12.           O Sr. mencionou ainda o problema de um teto remuneratório para os notários. Qual sua opinião a este respeito?
RD:         Vou falar disto de maneira muito breve, como convém a uma entrevista, não é?
             Há três aspectos, a meu ver, acerca desta questão, que de logo parecem devam considerar-se.
               O primeiro é o da incompatibilidade do teto remuneratório com a natureza mesma da função notarial. É que o notário é, essencialmente, um profissional liberal, não um funcionário público, por mais que seja um jurista que exerça função pública. Precisamos todos refletir um tanto sobre o verdadeiro conteúdo da célebre definição de Zanobini: função pública não é, de modo necessário, função estatal. No caso do notário, é função da comunidade, é exercício privado de uma função comunitária. Ou seja, pela natureza das coisas −antecedente da ordenação jurídico-positiva−, o notário não é funcionário público e, de conseguinte, não se vislumbra razão para que, de maneira abstrata e apriorística, se limitem seus rendimentos tal fora ele um funcionário da administração.
             O segundo é o de que esse teto não se compagina com a previsão constitucional −refiro-me ao caput do art. 236 da Constituição federal de 1988. Ali se diz com todas as letras que o notário é um agente privado. Não é de admitir, pois, que sejam limitados seus vencimentos, qual os recebesse dos cofres públicos.

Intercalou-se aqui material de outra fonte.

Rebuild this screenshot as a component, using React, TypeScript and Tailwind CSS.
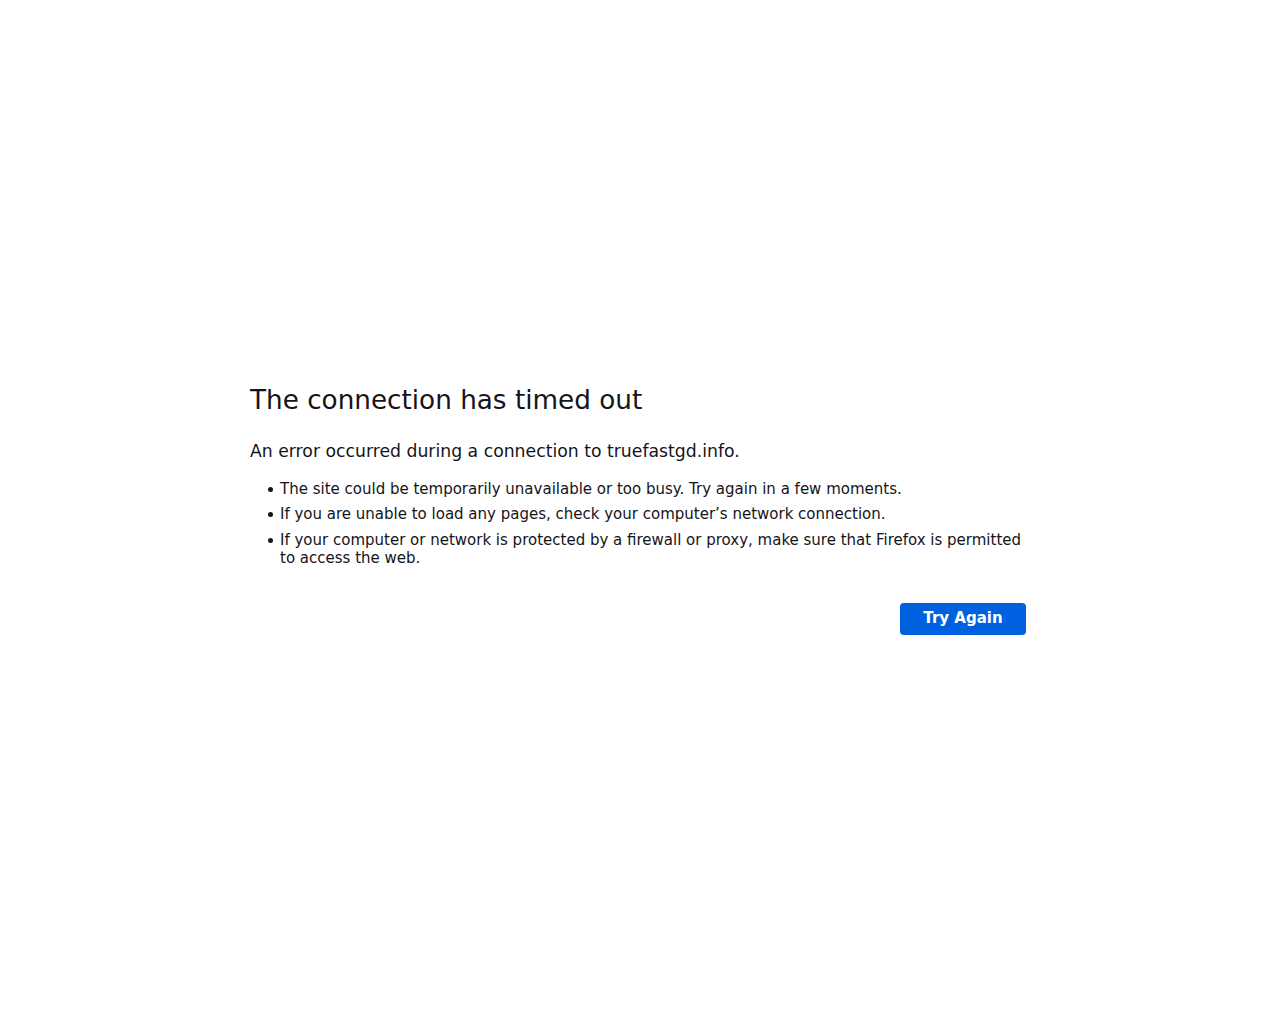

             O terceiro, enfim, está em que a delegação prevista no caput desse art. 236 do Código político é, na verdade e em rigor, um contrato administrativo, um contrato que dá direitos ao delegatário, entre os quais o de uma equação econômico-financeira que não pode ser violada por alterações intercorrentes unilaterais, ainda que não se ignore a possibilidade de alguma revisão administrativa e mudança nos ajustes desta natureza. Mas não a ponto de malferir a essência dos contratos de delegação regularmente firmados.
             Outro dia, indagava muito sabiamente a Registradora Fátima Ranaldo, aqui de Americana, se as concessionárias de serviço público também estariam sujeitas ao teto de sua remuneração. É uma interessante analogia.  Na minha Seção de Direito Público, aqui de meu querido TJ de São Paulo, julgamos com muita frequência pleitos indenizatórios por mudança indevida da equação econômico-financeira em contratos administrativos.